Elastic Anisotropy of Earth's Inner Core
Anatoly B. Belonoshko,1,2*
Natalia V. Skorodumova,3
Anders Rosengren,2,4
Börje Johansson1,3,5
Earth's solid-iron inner core is elastically anisotropic. Sound
waves propagate faster along Earth's spin axis than in the equatorial
plane. This anisotropy has previously been explained by a preferred
orientation of the iron alloy hexagonal crystals. However, hexagonal
iron becomes increasingly isotropic on increasing temperature
at pressures of the inner core and is therefore unlikely to
cause the anisotropy. An alternative explanation, supported
by diamond anvil cell experiments, is that iron adopts a body-centered
cubic form in the inner core. We show, by molecular dynamics
simulations, that the body-centered cubic iron phase is extremely
anisotropic to sound waves despite its high symmetry. Direct
simulations of seismic wave propagation reveal an anisotropy
of 12%, a value adequate to explain the anisotropy of the inner
core.
2 Condensed Matter Theory, Department of Theoretical Physics, AlbaNova University Center, Royal Institute of Technology, SE-106 91 Stockholm, Sweden.

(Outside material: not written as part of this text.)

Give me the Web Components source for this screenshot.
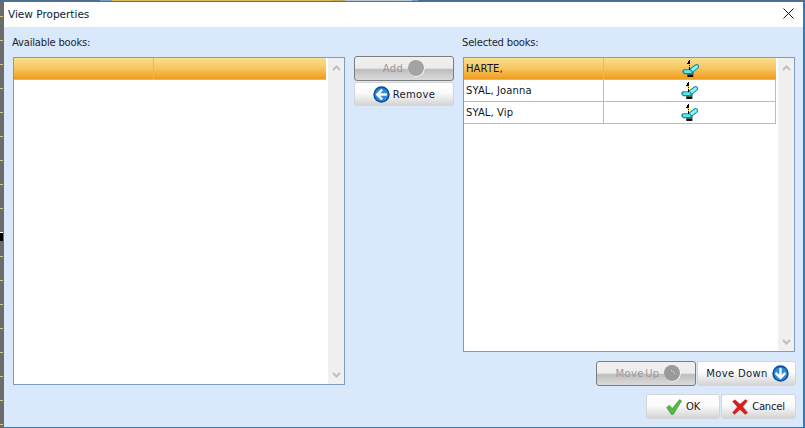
<!DOCTYPE html>
<html>
<head>
<meta charset="utf-8">
<title>View Properties</title>
<style>
html, body { margin: 0; height: 100%; background: #6b6b6b; }
body { font-family: "DejaVu Sans", sans-serif; font-size: 10px; color: #1c2530; overflow: hidden; }
</style>
</head>
<body>
<view-properties></view-properties>

<script>
const ICONS = {
    pin: `<svg width="17" height="17" viewBox="0 0 17 17">
        <rect x="5" y="12" width="6.5" height="5" fill="#555"/><rect x="6" y="15" width="5" height="2" fill="#111"/>
        <path d="M9.5 10.5 14.6 6.6" fill="none" stroke="#0f8d9c" stroke-width="5" stroke-linecap="round"/>
        <path d="M9.5 10.5 14.6 6.6" fill="none" stroke="#8ff6f6" stroke-width="3" stroke-linecap="round"/>
        <path d="M0 11.5 1.5 9.2h7.5l2.5 3.4-2 1.6H2z" fill="#0f8d9c"/>
        <path d="M1.6 11.2 2.6 10.2h6l1.2 2.2-.8.6H2.6z" fill="#5fe6ea"/>
        <g shape-rendering="crispEdges">
            <rect x="7" y="0" width="1" height="10" fill="#000"/><rect x="6" y="1" width="1" height="3" fill="#000"/><rect x="5" y="3" width="1" height="1" fill="#000"/>
            <rect x="6" y="4" width="2" height="1" fill="#f2e01c"/><rect x="7" y="6" width="1" height="1" fill="#f2e01c"/>
        </g>
    </svg>`,
    left: `<svg width="17" height="17" viewBox="0 0 16 16"><circle cx="8" cy="8" r="7.7" fill="#0b4f9c"/><circle cx="8" cy="8" r="6.2" fill="#2a8ae2"/><path d="M8.6 3.4 4 8l4.6 4.6M4.6 8H13" fill="none" stroke="#fff" stroke-width="2.3"/></svg>`,
    down: `<svg width="17" height="17" viewBox="0 0 16 16"><circle cx="8" cy="8" r="7.7" fill="#0b4f9c"/><circle cx="8" cy="8" r="6.2" fill="#2a8ae2"/><path d="M3.4 7.4 8 12l4.6-4.6M8 12V3" fill="none" stroke="#fff" stroke-width="2.3"/></svg>`,
    off: `<svg width="17" height="17" viewBox="0 0 17 17"><circle cx="8.5" cy="8.5" r="8.2" fill="#fff"/><circle cx="8" cy="8" r="8" fill="#a3a3a3"/></svg>`,
    offup: `<svg width="17" height="17" viewBox="0 0 17 17"><circle cx="8.5" cy="8.5" r="8.2" fill="#fff"/><circle cx="8" cy="8" r="8" fill="#9a9a9a"/><path d="M7 5l1 1M9 6l1 1M10 8l1 1" stroke="#e4e4e4" stroke-width="1"/></svg>`,
    ok: `<svg width="16" height="16" viewBox="0 0 16 16"><path d="M.6 8.6 3.4 6.2l2.8 3.4L13.6.6l2 1.4L7.2 15.4H5.4z" fill="#56b947" stroke="#348f2d" stroke-width=".6"/></svg>`,
    cancel: `<svg width="16" height="16" viewBox="0 0 16 16"><path d="M.6 2.4 3 .8l5 4.4L13.4.6l2 1.4-4.6 5.8 4.8 6-2.4 1.6-5.2-5L2.4 15.4.6 13.4 5.4 8z" fill="#dc1f1f" stroke="#a81414" stroke-width=".4"/></svg>`
}

class UiButton extends HTMLElement {
    constructor() {
        super()
        this.attachShadow({ mode: 'open' })
        const icon = ICONS[this.getAttribute('icon')] || ''
        const text = `<span><slot></slot></span>`
        const first = this.hasAttribute('icon-first')
        this.shadowRoot.innerHTML = `
            <style>
                :host {
                    display: flex;
                    align-items: center;
                    justify-content: center;
                    gap: var(--btn-gap, 4px);
                    box-sizing: border-box;
                    height: 25px;
                    border: 1px solid #d3d5d8;
                    border-radius: 3px;
                    background: linear-gradient(#fff 0, #fbfbfb 45%, #d4d4d4 100%);
                    font-size: 10px;
                    letter-spacing: var(--btn-spacing, .35px);
                    word-spacing: var(--btn-word, 0);
                    color: #15202c;
                }
                :host([disabled]) {
                    border-color: #7d7d7d;
                    background: linear-gradient(#f0f0f0 0, #ececec 48%, #bdbdbd 55%, #cfcfcf 80%, #dadada 100%);
                    color: #9a9a9a;
                }
                svg { display: block; flex: none; }
            </style>
            ${first ? icon + text : text + icon}
        `
    }
}

class BookScrollbar extends HTMLElement {
    constructor() {
        super()
        this.attachShadow({ mode: 'open' })
        this.shadowRoot.innerHTML = `
            <style>
                :host {
                    display: flex;
                    flex-direction: column;
                    justify-content: space-between;
                    align-items: center;
                    flex: none;
                    width: 16px;
                    background: #f0f0f0;
                    padding: 7px 0 6px;
                    box-sizing: border-box;
                }
                svg { display: block; }
            </style>
            <svg width="9" height="6" viewBox="0 0 9 6"><path d="M1 5l3.5-3.5L8 5" fill="none" stroke="#bfbfbf" stroke-width="2"/></svg>
            <svg width="9" height="6" viewBox="0 0 9 6"><path d="M1 1l3.5 3.5L8 1" fill="none" stroke="#bfbfbf" stroke-width="2"/></svg>
        `
    }
}

class BookRow extends HTMLElement {
    constructor() {
        super()
        this.attachShadow({ mode: 'open' })
        this.shadowRoot.innerHTML = `
            <style>
                :host {
                    display: grid;
                    grid-template-columns: 140px 1fr;
                    box-sizing: border-box;
                    height: 22px;
                    border-bottom: 1px solid #bcbcbc;
                    background: #fff;
                    font-size: 10px;
                    letter-spacing: .1px;
                    color: #10161d;
                }
                :host([selected]) {
                    background: linear-gradient(#fbe08f 0, #f6c560 50%, #ef9c1c 100%);
                }
                .name {
                    display: flex;
                    align-items: center;
                    padding-left: 2px;
                    border-right: 1px solid #bcbcbc;
                }
                .icon { display: flex; align-items: center; justify-content: center; border-right: 1px solid #bcbcbc; }
                :host([selected]) .icon { border-right: 0; }
                svg { display: block; }
            </style>
            <div class="name"><slot></slot></div>
            <div class="icon">${this.hasAttribute('pinned') ? ICONS.pin : ''}</div>
        `
    }
}

class BookList extends HTMLElement {
    constructor() {
        super()
        this.attachShadow({ mode: 'open' })
        this.shadowRoot.innerHTML = `
            <style>
                :host {
                    display: flex;
                    box-sizing: border-box;
                    width: 332px;
                    border: 1px solid #7b9ebf;
                    background: #fff;
                }
                .rows { flex: 1; min-width: 0; }
                book-scrollbar { margin-left: 2px; }
            </style>
            <div class="rows"><slot></slot></div>
            <book-scrollbar></book-scrollbar>
        `
    }
}

class ViewProperties extends HTMLElement {
    constructor() {
        super()
        this.attachShadow({ mode: 'open' })
        this.shadowRoot.innerHTML = `
            <style>
                :host {
                    display: block;
                    height: 428px;
                    box-sizing: border-box;
                    padding: 1px 0 0 3px;
                    background:
                        linear-gradient(90deg, #4d6e90 0 100px, #6f9fd0 100px 112px, #e0b860 112px 331px, #c9a460 331px 345px, #b7c7da 345px 412px, #6f9fd0 412px 418px, #4d6e90 418px) 0 0 / 100% 1px no-repeat,
                        linear-gradient(#fff, #fff) 0 232px / 3px 1px no-repeat,
                        linear-gradient(#000, #000) 0 233px / 3px 8px no-repeat,
                        repeating-linear-gradient(#6b6b6b 0 16px, #d8c58a 16px 17px, #6b6b6b 17px 24px);
                }
                .window {
                    height: 100%;
                    box-sizing: border-box;
                    display: flex;
                    flex-direction: column;
                    border: 1px solid #2c7cc4;
                    border-right-width: 2px;
                    background: #d9e9fb;
                }
                .title {
                    display: flex;
                    align-items: center;
                    justify-content: space-between;
                    flex: none;
                    height: 25px;
                    box-sizing: border-box;
                    padding: 0 9px 2px 4px;
                    background: #fff;
                    font-size: 10.5px;
                    color: #0c1a33;
                }
                .close { display: block; }
                .body {
                    flex: 1;
                    display: grid;
                    grid-template-columns: 332px 100px 333px;
                    column-gap: 9px;
                    padding: 0 0 0 9px;
                }
                .col { display: flex; flex-direction: column; min-height: 0; }
                .label { height: 30px; flex: none; display: flex; align-items: center; padding: 1px 0 0 0; margin-left: -1px; box-sizing: border-box; letter-spacing: -.2px; }
                #left { height: 328px; }
                #right { height: 295px; }
                .mid { padding-top: 29px; gap: 1px; --btn-gap: 5px; }
                .mid ui-button + ui-button { height: 24px; --btn-gap: 3px; }
                .pair { display: flex; justify-content: flex-end; margin-top: 9px; gap: 1px; }
                .pair.move ui-button { width: 100px; --btn-word: -2px; padding-left: 4px; }
                .pair.move ui-button + ui-button { width: 99px; --btn-word: 0; padding-left: 2px; }
                .pair.done { margin-top: 8px; --btn-spacing: -.2px; }
                .pair.done ui-button { width: 74px; }
                .pair.done ui-button + ui-button { width: 75px; }
            </style>
            <div class="window">
                <div class="title">
                    <span>View Properties</span>
                    <svg class="close" width="11" height="11" viewBox="0 0 11 11"><path d="M.5.5l10 10M10.5.5l-10 10" stroke="#111" stroke-width="1"/></svg>
                </div>
                <div class="body">
                    <div class="col">
                        <div class="label">Available books:</div>
                        <book-list id="left">
                            <book-row selected></book-row>
                        </book-list>
                    </div>
                    <div class="col mid">
                        <ui-button icon="off" disabled>Add</ui-button>
                        <ui-button icon="left" icon-first>Remove</ui-button>
                    </div>
                    <div class="col">
                        <div class="label">Selected books:</div>
                        <book-list id="right">
                            <book-row selected pinned>HARTE,</book-row>
                            <book-row pinned>SYAL, Joanna</book-row>
                            <book-row pinned>SYAL, Vip</book-row>
                        </book-list>
                        <div class="pair move">
                            <ui-button icon="offup" disabled>Move Up</ui-button>
                            <ui-button icon="down">Move Down</ui-button>
                        </div>
                        <div class="pair done">
                            <ui-button icon="ok" icon-first>OK</ui-button>
                            <ui-button icon="cancel" icon-first>Cancel</ui-button>
                        </div>
                    </div>
                </div>
            </div>
        `
    }
}

customElements.define('ui-button', UiButton)
customElements.define('book-scrollbar', BookScrollbar)
customElements.define('book-row', BookRow)
customElements.define('book-list', BookList)
customElements.define('view-properties', ViewProperties)
</script>
</body>
</html>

3 Condensed Matter Theory Group, Department of Physics, Uppsala University, Uppsala Box 530, Sweden.
4 NORDITA, AlbaNova University Center, SE-106 91 Stockholm, Sweden.
5 School of Physics and Optoelectronic Technology and College of Advanced Science and Technology, Dalian University of Technology, Dalian 116024, China.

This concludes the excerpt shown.